• What you should do:
Render every entry exactly as it appears.

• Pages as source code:
--- BEGIN ---
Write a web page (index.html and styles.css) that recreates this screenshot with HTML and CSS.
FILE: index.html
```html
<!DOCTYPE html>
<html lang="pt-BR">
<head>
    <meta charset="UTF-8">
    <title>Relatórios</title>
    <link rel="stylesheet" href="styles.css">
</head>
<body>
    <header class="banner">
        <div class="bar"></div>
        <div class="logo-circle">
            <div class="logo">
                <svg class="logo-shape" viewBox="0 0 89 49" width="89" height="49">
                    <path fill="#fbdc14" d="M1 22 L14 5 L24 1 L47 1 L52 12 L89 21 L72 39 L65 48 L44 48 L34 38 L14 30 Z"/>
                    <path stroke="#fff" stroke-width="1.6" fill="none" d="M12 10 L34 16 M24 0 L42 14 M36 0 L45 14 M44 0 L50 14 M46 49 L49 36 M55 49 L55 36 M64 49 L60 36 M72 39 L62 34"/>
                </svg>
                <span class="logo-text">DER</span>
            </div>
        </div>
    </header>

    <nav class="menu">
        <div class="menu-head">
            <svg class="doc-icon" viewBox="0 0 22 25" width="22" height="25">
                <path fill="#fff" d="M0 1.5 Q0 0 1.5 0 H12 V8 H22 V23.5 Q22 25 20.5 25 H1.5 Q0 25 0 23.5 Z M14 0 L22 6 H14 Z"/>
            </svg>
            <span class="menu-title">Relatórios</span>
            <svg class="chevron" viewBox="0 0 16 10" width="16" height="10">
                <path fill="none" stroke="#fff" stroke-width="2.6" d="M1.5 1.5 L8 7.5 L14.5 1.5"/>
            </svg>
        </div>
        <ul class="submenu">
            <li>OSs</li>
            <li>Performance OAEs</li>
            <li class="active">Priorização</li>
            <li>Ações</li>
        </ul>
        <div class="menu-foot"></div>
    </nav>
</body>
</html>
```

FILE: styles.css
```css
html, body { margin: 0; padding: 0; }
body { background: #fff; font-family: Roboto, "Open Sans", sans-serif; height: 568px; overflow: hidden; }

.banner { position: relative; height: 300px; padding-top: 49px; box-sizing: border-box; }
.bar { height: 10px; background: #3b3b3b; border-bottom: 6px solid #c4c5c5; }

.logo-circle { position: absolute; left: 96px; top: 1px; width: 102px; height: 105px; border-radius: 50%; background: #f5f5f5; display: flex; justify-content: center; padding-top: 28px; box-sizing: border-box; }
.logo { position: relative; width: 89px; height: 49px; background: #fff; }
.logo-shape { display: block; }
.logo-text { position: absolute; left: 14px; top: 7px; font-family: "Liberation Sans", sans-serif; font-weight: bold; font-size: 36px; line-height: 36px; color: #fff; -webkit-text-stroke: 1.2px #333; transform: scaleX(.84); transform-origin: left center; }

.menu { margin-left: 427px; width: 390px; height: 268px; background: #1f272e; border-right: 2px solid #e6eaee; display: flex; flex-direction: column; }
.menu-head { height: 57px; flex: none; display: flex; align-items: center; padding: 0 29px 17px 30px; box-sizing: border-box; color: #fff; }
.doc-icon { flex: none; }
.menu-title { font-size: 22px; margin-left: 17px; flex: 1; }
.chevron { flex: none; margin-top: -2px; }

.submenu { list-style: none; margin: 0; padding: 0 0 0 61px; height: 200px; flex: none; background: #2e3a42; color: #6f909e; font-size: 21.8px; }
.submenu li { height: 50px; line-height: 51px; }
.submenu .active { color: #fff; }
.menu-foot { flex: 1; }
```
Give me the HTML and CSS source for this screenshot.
--- END ---
• Task result:
Write a web page (index.html and styles.css) that recreates this screenshot with HTML and CSS.
FILE: index.html
```html
<!DOCTYPE html>
<html lang="pt-BR">
<head>
    <meta charset="UTF-8">
    <title>Relatórios</title>
    <link rel="stylesheet" href="styles.css">
</head>
<body>
    <header class="banner">
        <div class="bar"></div>
        <div class="logo-circle">
            <div class="logo">
                <svg class="logo-shape" viewBox="0 0 89 49" width="89" height="49">
                    <path fill="#fbdc14" d="M1 22 L14 5 L24 1 L47 1 L52 12 L89 21 L72 39 L65 48 L44 48 L34 38 L14 30 Z"/>
                    <path stroke="#fff" stroke-width="1.6" fill="none" d="M12 10 L34 16 M24 0 L42 14 M36 0 L45 14 M44 0 L50 14 M46 49 L49 36 M55 49 L55 36 M64 49 L60 36 M72 39 L62 34"/>
                </svg>
                <span class="logo-text">DER</span>
            </div>
        </div>
    </header>

    <nav class="menu">
        <div class="menu-head">
            <svg class="doc-icon" viewBox="0 0 22 25" width="22" height="25">
                <path fill="#fff" d="M0 1.5 Q0 0 1.5 0 H12 V8 H22 V23.5 Q22 25 20.5 25 H1.5 Q0 25 0 23.5 Z M14 0 L22 6 H14 Z"/>
            </svg>
            <span class="menu-title">Relatórios</span>
            <svg class="chevron" viewBox="0 0 16 10" width="16" height="10">
                <path fill="none" stroke="#fff" stroke-width="2.6" d="M1.5 1.5 L8 7.5 L14.5 1.5"/>
            </svg>
        </div>
        <ul class="submenu">
            <li>OSs</li>
            <li>Performance OAEs</li>
            <li class="active">Priorização</li>
            <li>Ações</li>
        </ul>
        <div class="menu-foot"></div>
    </nav>
</body>
</html>
```

FILE: styles.css
```css
html, body { margin: 0; padding: 0; }
body { background: #fff; font-family: Roboto, "Open Sans", sans-serif; height: 568px; overflow: hidden; }

.banner { position: relative; height: 300px; padding-top: 49px; box-sizing: border-box; }
.bar { height: 10px; background: #3b3b3b; border-bottom: 6px solid #c4c5c5; }

.logo-circle { position: absolute; left: 96px; top: 1px; width: 102px; height: 105px; border-radius: 50%; background: #f5f5f5; display: flex; justify-content: center; padding-top: 28px; box-sizing: border-box; }
.logo { position: relative; width: 89px; height: 49px; background: #fff; }
.logo-shape { display: block; }
.logo-text { position: absolute; left: 14px; top: 7px; font-family: "Liberation Sans", sans-serif; font-weight: bold; font-size: 36px; line-height: 36px; color: #fff; -webkit-text-stroke: 1.2px #333; transform: scaleX(.84); transform-origin: left center; }

.menu { margin-left: 427px; width: 390px; height: 268px; background: #1f272e; border-right: 2px solid #e6eaee; display: flex; flex-direction: column; }
.menu-head { height: 57px; flex: none; display: flex; align-items: center; padding: 0 29px 17px 30px; box-sizing: border-box; color: #fff; }
.doc-icon { flex: none; }
.menu-title { font-size: 22px; margin-left: 17px; flex: 1; }
.chevron { flex: none; margin-top: -2px; }

.submenu { list-style: none; margin: 0; padding: 0 0 0 61px; height: 200px; flex: none; background: #2e3a42; color: #6f909e; font-size: 21.8px; }
.submenu li { height: 50px; line-height: 51px; }
.submenu .active { color: #fff; }
.menu-foot { flex: 1; }
```
Give me the HTML and CSS source for this screenshot.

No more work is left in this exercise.